By Truman Lewis
ConsumerAffairs.com
August 22, 2008
Federal agencies are always complaining they don't have enough manpower to keep tabs on the U.S. food supply. Maybe they should recruit some high school kids.
Two New York City high school students used the very latest testing technologies to examine 60 samples of seafood from local restaurants. Using DNA testing, they found that fully 23 percent of their catch was mislabeled.
A piece of sushi that was sold as expensive white tuna was actually Mozambique tilapia, a cheap farm-raised fish, The New York Times reported.

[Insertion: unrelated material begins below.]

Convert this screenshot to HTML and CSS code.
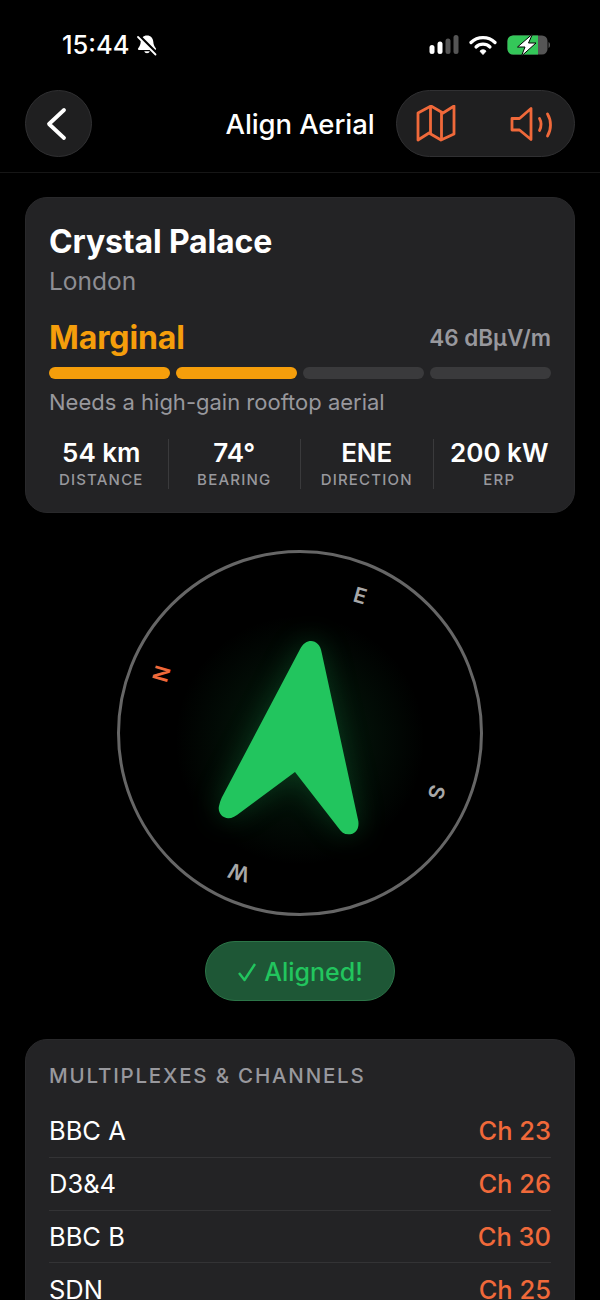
FILE: index.html
```html
<!DOCTYPE html>
<html lang="en">
<head>
    <meta charset="UTF-8">
    <meta name="viewport" content="width=device-width, initial-scale=1.0">
    <title>Align Aerial</title>
    <link rel="stylesheet" href="styles.css">
</head>
<body>
    <div class="status-bar">
        <div class="status-left">
            <span class="time">15:44</span>
            <svg class="bell" width="22" height="22" viewBox="0 0 22 22">
                <path d="M11 1.500c-3.800 0-6 2.700-6.300 6.300-.2 2.800-.9 4.700-2.500 6.400-.6.700-.2 1.800.8 1.800h16c1 0 1.400-1.100.8-1.800-1.600-1.700-2.300-3.600-2.500-6.400C17 4.200 14.800 1.500 11 1.500z" fill="#fff"/>
                <path d="M8.200 17.200a2.900 2.900 0 0 0 5.600 0z" fill="#fff"/>
                <path d="M1.500 0.500L21 20" stroke="#000" stroke-width="3.400"/>
                <path d="M2 3L19.500 20.500" stroke="#fff" stroke-width="1.800" stroke-linecap="round"/>
            </svg>
        </div>
        <div class="status-right">
            <svg width="30" height="22" viewBox="0 0 30 22">
                <rect x="0.500" y="11" width="5" height="9" rx="2.500" fill="#fff"/>
                <rect x="8.500" y="7.500" width="5" height="12.500" rx="2.500" fill="#fff"/>
                <rect x="16.500" y="4.500" width="5" height="15.500" rx="2.500" fill="#555"/>
                <rect x="24.500" y="1" width="5" height="19" rx="2.500" fill="#555"/>
            </svg>
            <svg width="28" height="22" viewBox="0 0 28 22">
                <path d="M2 8.500a17 17 0 0 1 24 0" fill="none" stroke="#fff" stroke-width="3.200" stroke-linecap="round"/>
                <path d="M7 13a10 10 0 0 1 14 0" fill="none" stroke="#fff" stroke-width="3.200" stroke-linecap="round"/>
                <path d="M11 17.200a4 4 0 0 1 6 0L14 20.500z" fill="#fff" stroke="#fff" stroke-width="1" stroke-linejoin="round"/>
            </svg>
            <svg width="43" height="22" viewBox="0 0 43 22">
                <rect x="0.500" y="1.500" width="40" height="19" rx="5.500" fill="#555"/>
                <path d="M6 1.500H31v19H6a5.500 5.500 0 0 1-5.500-5.500V7A5.500 5.500 0 0 1 6 1.500z" fill="#34c759"/>
                <path d="M41.500 8c1 .4 1.500 1.500 1.500 3s-.5 2.600-1.500 3z" fill="#555"/>
                <path d="M25.500 0L10.500 13h7.500L14.500 22 29 9h-7.500z" fill="#fff" stroke="#000" stroke-width="1"/>
            </svg>
        </div>
    </div>

    <header class="nav-bar">
        <button class="back-btn">
            <svg width="28" height="36" viewBox="0 0 28 36">
                <path d="M21 4L6 18l15 14" fill="none" stroke="#fff" stroke-width="3.800" stroke-linecap="round" stroke-linejoin="round"/>
            </svg>
        </button>
        <h1 class="nav-title">Align Aerial</h1>
        <div class="nav-actions">
            <svg width="40" height="38" viewBox="0 0 40 38">
                <path d="M2 8l13-7 12 7 11-7v28l-13 6-12-7-11 7z" fill="none" stroke="#f0693a" stroke-width="2.800" stroke-linejoin="round"/>
                <path d="M14.500 1.500v26.500M25.500 8v27" fill="none" stroke="#f0693a" stroke-width="2.800"/>
            </svg>
            <svg width="44" height="38" viewBox="0 0 44 38">
                <path d="M2 13.500h7.500L21 3.500v31L9.500 25H2z" fill="none" stroke="#f0693a" stroke-width="2.800" stroke-linejoin="round"/>
                <path d="M29.500 13.500c2 3.500 2 8 0 12M37.500 9c4 6.500 4 15.500 0 22" fill="none" stroke="#f0693a" stroke-width="2.800" stroke-linecap="round"/>
            </svg>
        </div>
    </header>

    <main class="content">
        <section class="card">
            <h2 class="site-name">Crystal Palace</h2>
            <p class="site-area">London</p>

            <div class="signal-head">
                <span class="signal-label">Marginal</span>
                <span class="signal-value">46 dBµV/m</span>
            </div>
            <div class="signal-bars">
                <span class="bar bar-on"></span>
                <span class="bar bar-on"></span>
                <span class="bar"></span>
                <span class="bar"></span>
            </div>
            <p class="signal-note">Needs a high-gain rooftop aerial</p>

            <div class="stats">
                <div class="stat">
                    <div class="stat-value">54 km</div>
                    <div class="stat-label">DISTANCE</div>
                </div>
                <div class="stat">
                    <div class="stat-value">74°</div>
                    <div class="stat-label">BEARING</div>
                </div>
                <div class="stat">
                    <div class="stat-value">ENE</div>
                    <div class="stat-label">DIRECTION</div>
                </div>
                <div class="stat">
                    <div class="stat-value">200 kW</div>
                    <div class="stat-label">ERP</div>
                </div>
            </div>
        </section>

        <div class="compass">
            <span class="cardinal cardinal-n">N</span>
            <span class="cardinal cardinal-e">E</span>
            <span class="cardinal cardinal-s">S</span>
            <span class="cardinal cardinal-w">W</span>
            <svg class="arrow" width="144" height="198" viewBox="0 0 144 198">
                <path d="M83 9.300C86 3.500 90 1 94 1c5 0 9.500 4 10.700 11.700L141.300 181c1.200 8-3 13.300-10 13.300-4 0-7.300-2.300-10-6.600L78 132 23 172.700c-4 3.500-8 5.600-11.700 5.600C5 178.300 .5 172 2 166c.6-3 1.500-5.500 2.700-8.300z" fill="#22c55e"/>
            </svg>
        </div>

        <div class="aligned-pill">
            <svg width="20" height="20" viewBox="0 0 20 20">
                <path d="M2 11l5.500 7L18 2" fill="none" stroke="#22c55e" stroke-width="2.400" stroke-linejoin="round"/>
            </svg>
            <span>Aligned!</span>
        </div>

        <section class="card card-list">
            <h3 class="list-title">MULTIPLEXES &amp; CHANNELS</h3>
            <div class="mux-row"><span>BBC A</span><span class="mux-ch">Ch 23</span></div>
            <div class="mux-row"><span>D3&amp;4</span><span class="mux-ch">Ch 26</span></div>
            <div class="mux-row"><span>BBC B</span><span class="mux-ch">Ch 30</span></div>
            <div class="mux-row"><span>SDN</span><span class="mux-ch">Ch 25</span></div>
        </section>
    </main>
</body>
</html>
```

FILE: styles.css
```css
* {
    margin: 0;
    padding: 0;
    box-sizing: border-box;
}

html, body {
    height: 1300px;
    overflow: hidden;
}

body {
    font-family: Inter, "Liberation Sans", sans-serif;
    background: #000;
    color: #fff;
}

.status-bar {
    height: 90px;
    padding: 31px 50px 0 62px;
    display: flex;
    justify-content: space-between;
    align-items: flex-start;
}

.status-left {
    display: flex;
    align-items: center;
    gap: 6px;
}

.time {
    font-size: 25.500px;
    font-weight: 500;
    line-height: 28px;
}

.status-right {
    display: flex;
    align-items: center;
    gap: 10px;
    padding-top: 3px;
}

.status-right svg {
    display: block;
}

.nav-bar {
    height: 83px;
    padding: 0 25px 16px;
    display: grid;
    grid-template-columns: 1fr auto 1fr;
    align-items: center;
    border-bottom: 1px solid #161616;
}

.back-btn {
    width: 67px;
    height: 67px;
    border-radius: 50%;
    background: #1f1f20;
    border: 1px solid #303032;
    display: flex;
    align-items: center;
    justify-content: center;
    padding-right: 4px;
}

.nav-title {
    font-size: 27.500px;
    font-weight: 500;
    letter-spacing: -0.1px;
}

.nav-actions {
    justify-self: end;
    width: 179px;
    height: 67px;
    border-radius: 34px;
    background: #1f1f20;
    border: 1px solid #303032;
    display: flex;
    align-items: center;
    justify-content: space-between;
    padding: 0 20px 0 19px;
}

.content {
    padding: 24px 25px 0;
}

.card {
    background: #232325;
    border: 1px solid #29292b;
    border-radius: 22px;
    padding: 24px 23px 23px;
}

.site-name {
    font-size: 32px;
    font-weight: 700;
    line-height: 40px;
    letter-spacing: -0.15px;
}

.site-area {
    font-size: 24.500px;
    line-height: 38px;
    color: #8e8e93;
}

.signal-head {
    margin-top: 15px;
    height: 44px;
    display: flex;
    justify-content: space-between;
    align-items: center;
}

.signal-label {
    font-size: 32px;
    font-weight: 700;
    letter-spacing: -0.1px;
    color: #f59e0b;
}

.signal-value {
    font-size: 22.500px;
    font-weight: 600;
    color: #98989d;
}

.signal-bars {
    margin-top: 8px;
    display: grid;
    grid-template-columns: repeat(4, 1fr);
    gap: 6px;
}

.bar {
    height: 12px;
    border-radius: 6px;
    background: #3a3a3c;
}

.bar-on {
    background: #f59e0b;
}

.signal-note {
    margin-top: 7px;
    font-size: 22px;
    line-height: 32px;
    color: #98989d;
}

.stats {
    margin: 21px -14px 0;
    display: grid;
    grid-template-columns: repeat(4, 1fr);
}

.stat {
    height: 50px;
    text-align: center;
    border-left: 1px solid #3a3a3c;
}

.stat:first-child {
    border-left: none;
}

.stat-value {
    font-size: 26px;
    font-weight: 600;
    line-height: 28px;
}

.stat-label {
    margin-top: 3px;
    font-size: 15px;
    font-weight: 500;
    line-height: 20px;
    letter-spacing: 1.200px;
    color: #98989d;
}

.compass {
    position: relative;
    width: 366px;
    height: 366px;
    margin: 37px auto 0;
    border: 3px solid #666;
    border-radius: 50%;
    background: radial-gradient(circle at 50% 52%, rgba(34, 197, 94, 0.15) 0, rgba(34, 197, 94, 0.07) 70px, rgba(34, 197, 94, 0) 125px);
}

.arrow {
    position: absolute;
    left: 97px;
    top: 87px;
    overflow: visible;
    filter: drop-shadow(0 0 14px rgba(34, 197, 94, 0.22));
}

.cardinal {
    position: absolute;
    width: 24px;
    height: 24px;
    line-height: 24px;
    text-align: center;
    font-size: 21px;
    font-weight: 600;
    color: #a8a8a8;
}

.cardinal-n {
    left: 30px;
    top: 109px;
    color: #f0693a;
    transform: rotate(-74deg);
}

.cardinal-e {
    left: 228px;
    top: 31px;
    transform: rotate(16deg);
}

.cardinal-s {
    left: 304px;
    top: 227px;
    transform: rotate(106deg);
}

.cardinal-w {
    left: 107px;
    top: 307px;
    transform: rotate(196deg);
}

.aligned-pill {
    width: 190px;
    height: 60px;
    margin: 25px auto 0;
    padding-top: 2px;
    border-radius: 30px;
    background: #1e5736;
    border: 1px solid #2c7548;
    color: #22c55e;
    font-size: 25px;
    font-weight: 500;
    display: flex;
    align-items: center;
    justify-content: center;
    gap: 7px;
}

.card-list {
    margin-top: 38px;
    padding-top: 22px;
}

.list-title {
    font-size: 20.500px;
    font-weight: 500;
    line-height: 28px;
    letter-spacing: 1.800px;
    color: #98989d;
    margin-bottom: 15px;
}

.mux-row {
    height: 52.800px;
    display: flex;
    justify-content: space-between;
    align-items: center;
    font-size: 25.500px;
    border-bottom: 1px solid #333335;
}

.mux-ch {
    color: #f0693a;
    font-weight: 500;
}
```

Roe that was sold as being from flying fish was actually from the much more common smelt.
Of nine pieces of supposed red snapper, seven turned out to be something else.
Although the teens, Kate Stoeckle and Louisa Strauss, used a sophisticated test involving what's called DNA bar coding, they didn't have to spend long hours in the lab. Instead, they hung out in sushi bars, saving small samples of each day's catch.
They sent the samples to Canada's University of Guelph, where a grad student used the school's Barcode of Life Database to identify them.
The results? Two of four restaurants and six of ten grocery stores had sold the girls mislabeled fish.
The study is being reported in Pacific Fishing magazine, a trade publication for commercial fishermen.
Stoeckle and Strauss were students at New York's Trinity School when they started the project. They have since graduated. There's no word on their career plans.